To L.M.: I admire both your humility before truth and the courageousness with which you now face your newfound understanding. I imagine you suffered terribly in crafting this post to Laura – each word, each sentence, each paragraph, the long-suffering product of spiritually walking on coals. Please know that the voice you put to your suffering and the courage you show to express it signify to me that you have truly been touched with the Holy Spirit, the bearer of light to the world. Follow these sentiments, they are leading you in the right direction.

Tomorrow, December 23rd, my wife and I will celebrate the day we both entered the Sacrament of Baptism together nine years ago. We will light candles and pray to God, remembering our sinfulness and experience anew the joy of his redeeming power.
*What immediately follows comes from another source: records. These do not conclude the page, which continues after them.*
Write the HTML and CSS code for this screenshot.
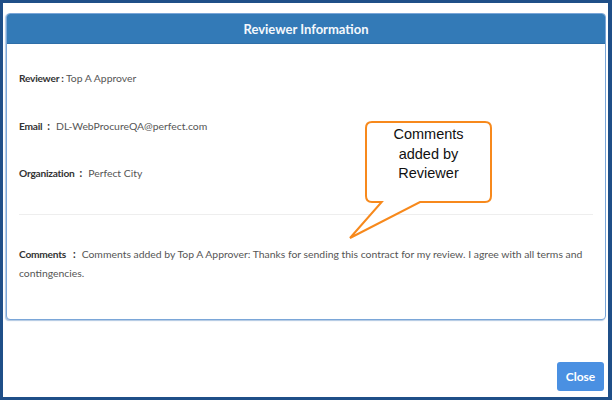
FILE: index.html
```html
<!DOCTYPE html>
<html>
<head>
<meta charset="utf-8">
<link rel="stylesheet" href="styles.css">
</head>
<body>
<div class="frame">
  <div class="panel">
    <div class="panel-head">Reviewer Information</div>
    <div class="panel-body">
      <div class="row"><span class="lbl">Reviewer :</span> <span class="val">Top A Approver</span></div>
      <div class="row"><span class="lbl">Email</span><span class="colon">:</span><span class="val">DL-WebProcureQA@perfect.com</span></div>
      <div class="row"><span class="lbl">Organization</span><span class="colon">:</span><span class="val">Perfect City</span></div>
      <hr class="sep">
      <div class="comments"><span class="lbl">Comments</span><span class="colon wide">:</span><span class="val">Comments added by Top A Approver: Thanks for sending this contract for my review. I agree with all terms and contingencies.</span></div>
    </div>
  </div>
  <div class="footer"><button class="btn-close">Close</button></div>
  <div class="callout">
    <svg class="callout-shape" width="160" height="130" viewBox="0 0 160 130">
      <path d="M32 7 H145 Q151 7 151 13 V81 Q151 87 145 87 H80 L10 123 L41.7 87 H32 Q26 87 26 81 V13 Q26 7 32 7 Z" fill="#ffffff" stroke="#f7891c" stroke-width="2" stroke-linejoin="miter"/>
    </svg>
    <div class="callout-text">Comments<br>added by<br>Reviewer</div>
  </div>
</div>
</body>
</html>
```
FILE: styles.css
```css
* { box-sizing: border-box; }
html, body { margin: 0; padding: 0; background: #ffffff; }
.frame {
  position: relative;
  width: 612px;
  height: 400px;
  border-style: solid;
  border-color: #1f4f88;
  border-width: 3px 4px 3px 3px;
  padding: 10px 0 0 3px;
  font-family: Lato, "Open Sans", sans-serif;
}
.panel {
  width: 600px;
  height: 307px;
  border: 1px solid #7aa6d8;
  border-radius: 4px;
  box-shadow: -1px 1px 1px rgba(80, 130, 190, 0.45);
  overflow: hidden;
  background: #fff;
}
.panel-head {
  height: 30px;
  background: #337ab7;
  color: #f4f8fc;
  font-size: 13px;
  font-weight: 700;
  text-align: center;
  line-height: 30px;
  border-bottom: 1px solid #2e6ea8;
}
.panel-body {
  padding: 26px 12px 0 12px;
  font-size: 10.4px;
  color: #555;
}
.row {
  height: 16px;
  line-height: 16px;
  margin-bottom: 31.5px;
}
.row:nth-child(3) { margin-bottom: 33px; }
.lbl { font-weight: 700; color: #333; font-size: 10.2px; letter-spacing: -0.25px; }
.colon { display: inline-block; padding: 0 6px 0 5px; color: #333; font-weight: 700; }
.colon.wide { padding: 0 6px 0 7px; }
.val { color: #555; }
.sep {
  margin: 0;
  border: 0;
  border-top: 1px solid #eeeeee;
  height: 0;
}
.comments {
  margin-top: 30px;
  line-height: 18.5px;
}
.footer {
  display: flex;
  justify-content: flex-end;
  padding: 42px 4px 0 0;
}
.btn-close {
  width: 47px;
  height: 29px;
  border: 0;
  border-radius: 3px;
  background: #4a90e2;
  color: #ffffff;
  font-family: Lato, "Open Sans", sans-serif;
  font-size: 12px;
  font-weight: 700;
  padding: 0;
}
.callout {
  position: absolute;
  left: 337px;
  top: 112px;
  width: 160px;
  height: 130px;
}
.callout-shape { position: absolute; left: 0; top: 0; }
.callout-text {
  position: absolute;
  left: 26px;
  top: 10px;
  width: 125px;
  text-align: center;
  font-family: "Liberation Sans", Arial, sans-serif;
  font-size: 14.5px;
  line-height: 19.5px;
  color: #111;
}
```
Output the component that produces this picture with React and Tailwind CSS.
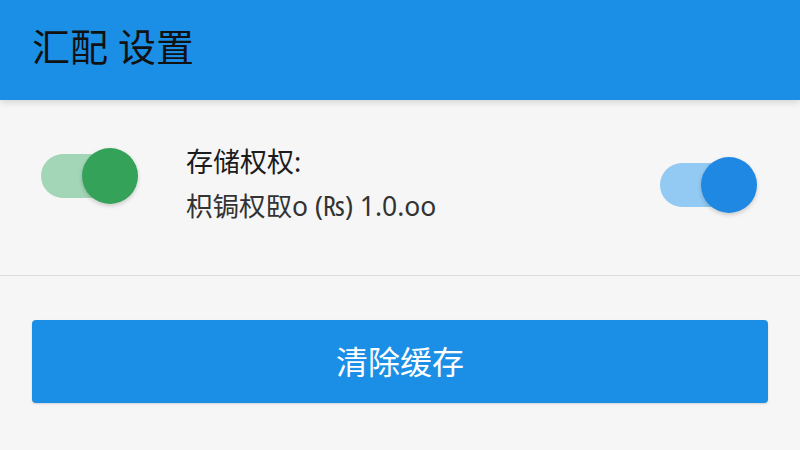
import React, { useState } from 'react'

function Toggle({ on, onChange, track, thumb, className }) {
  return (
    <button
      onClick={() => onChange(!on)}
      className={`relative h-[57px] w-[97px] shrink-0 ${className}`}
      aria-pressed={on}
    >
      <span className={`absolute left-0 top-[6px] h-[44px] w-[90px] rounded-full ${track}`} />
      <span
        className={`absolute top-0 right-0 h-[56px] w-[56px] rounded-full shadow-[0_2px_4px_rgba(0,0,0,0.18)] ${thumb}`}
      />
    </button>
  )
}

export default function App() {
  const [storage, setStorage] = useState(true)
  const [sync, setSync] = useState(true)

  return (
    <div
      className="flex h-[450px] w-[800px] flex-col overflow-hidden bg-[#f6f6f6]"
      style={{ fontFamily: '"Noto Sans", "Noto Sans CJK SC", sans-serif' }}
    >
      {/* header */}
      <header className="flex h-[100px] shrink-0 items-center bg-[#1b8fe5] px-[32px] pb-[8px] shadow-[0_3px_6px_rgba(0,0,0,0.12)]">
        <h1 className="text-[38px] font-normal leading-none text-[#111]">汇配 设置</h1>
      </header>

      {/* settings row */}
      <div className="flex h-[176px] shrink-0 items-center border-b border-[#dcdcdc] pl-[41px] pr-[43px]">
        <Toggle
          on={storage}
          onChange={setStorage}
          track="bg-[#a3d6b6]"
          thumb="bg-[#34a259]"
          className="mt-[-22px]"
        />
        <div className="ml-[48px] mt-[-8px] flex flex-1 flex-col">
          <span className="text-[27px] leading-[45px] text-[#1c1c1c]">存储权权:</span>
          <span className="text-[26.5px] leading-[45px] text-[#333]">枳锔权臤o (₨) 1.0.oo</span>
        </div>
        <Toggle
          on={sync}
          onChange={setSync}
          track="bg-[#93caf3]"
          thumb="bg-[#1e88e2]"
          className="mt-[-4px]"
        />
      </div>

      {/* button */}
      <div className="px-[32px] pt-[44px]">
        <button className="flex h-[83px] w-full items-center justify-center rounded-[4px] bg-[#1b8fe5] text-[32px] text-white shadow-[0_1px_2px_rgba(0,0,0,0.15)]">
          清除缓存
        </button>
      </div>
    </div>
  )
}
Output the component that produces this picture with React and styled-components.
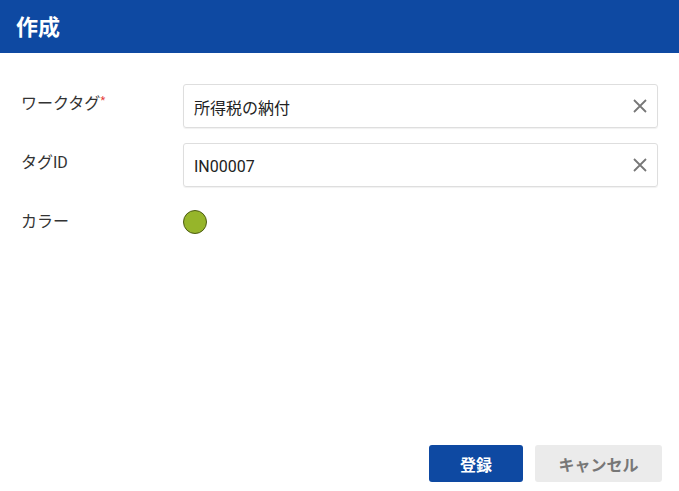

To this day, I am horrified by my past sins and dare not share them with my wife. She has no idea what a young man, living abroad in a wholly un-Christian culture, and believing himself invisible to God, can do. Those sins still linger in my memory but now they feel more like those bad dreams that can shake you out of sleep, but then you recover…and you’re relieved because you know, though powerful, they have no hold over you. Yours too will pass.

It’s hard to intellectually accept that the Sacrament of Baptism truly washed away my sins, horrible as they are, but it did. And the closer to God I become, the more I understand the deeply sad and tragic nature of those sins. The good news is that, with a right understanding comes deeper appreciation of the redeeming power of God and a greater sense of how I need to repair the damage of my sins, in some way, through penitence. I find comfort in knowing that our sins, damaging to the world in ways we can’t comprehend, can be rectified thorough acts of goodness, charity and kindness. Laura’s response to you was one such act of charity – and beautiful in of itself. And yet it is a wonder, no? I don’t understand it but know it is so – this encounter is a wonder and you are a part of it.

We’re now in Advent and the following is a Lenten hymn, “Beneath the Cross of Jesus” written by Elizabeth Clephane (1830-1869), but it seems appropriate for you now – from one woman who suffered in another time to another suffering now. The imagery of “burning heat” and “burdens” seems particularly appropriate to what, I imagine, you feel in your heart.

Beneath the cross of Jesus
I fain would take my stand,
the shadow of a mighty rock
within a weary land;
a home within the wilderness,
a rest upon the way,
from the burning of the noontide heat,
and the burden of the day.

Upon that cross of Jesus
mine eye at times can see
the very dying form of One
who suffered there for me;
and from my stricken heart with tears
two wonders I confess:
the wonders of redeeming love
and my unworthiness.

I take, O cross, thy shadow
for my abiding place;
I ask no other sunshine than
the sunshine of his face;
content to let the world go by,
to know no gain nor loss,
my sinful self my only shame,
my glory all the cross

L.M., if you have not already, seek out the Sacrament of Baptism. Wash it away. Your sins are already forgiven. You just need to acknowledge it. The rest will follow.

Dan R. writes:

A beautiful and moving testimony by reader L.M. I wish her all the best as she re-enters the heterosexual world. And I can’t help noting that her message comes shortly after we’ve learned that the wife of newly-elected Mayor of New York City, Bill DeBlasio, is a former lesbian. It’s an article of faith among the “gay rights” movement and it’s supporters that, as their Philosopher-Queen Lady Gaga has informed us, homosexuals are “born this way.” Hopefully the time is near when that will be more seriously questioned in the mainstream media.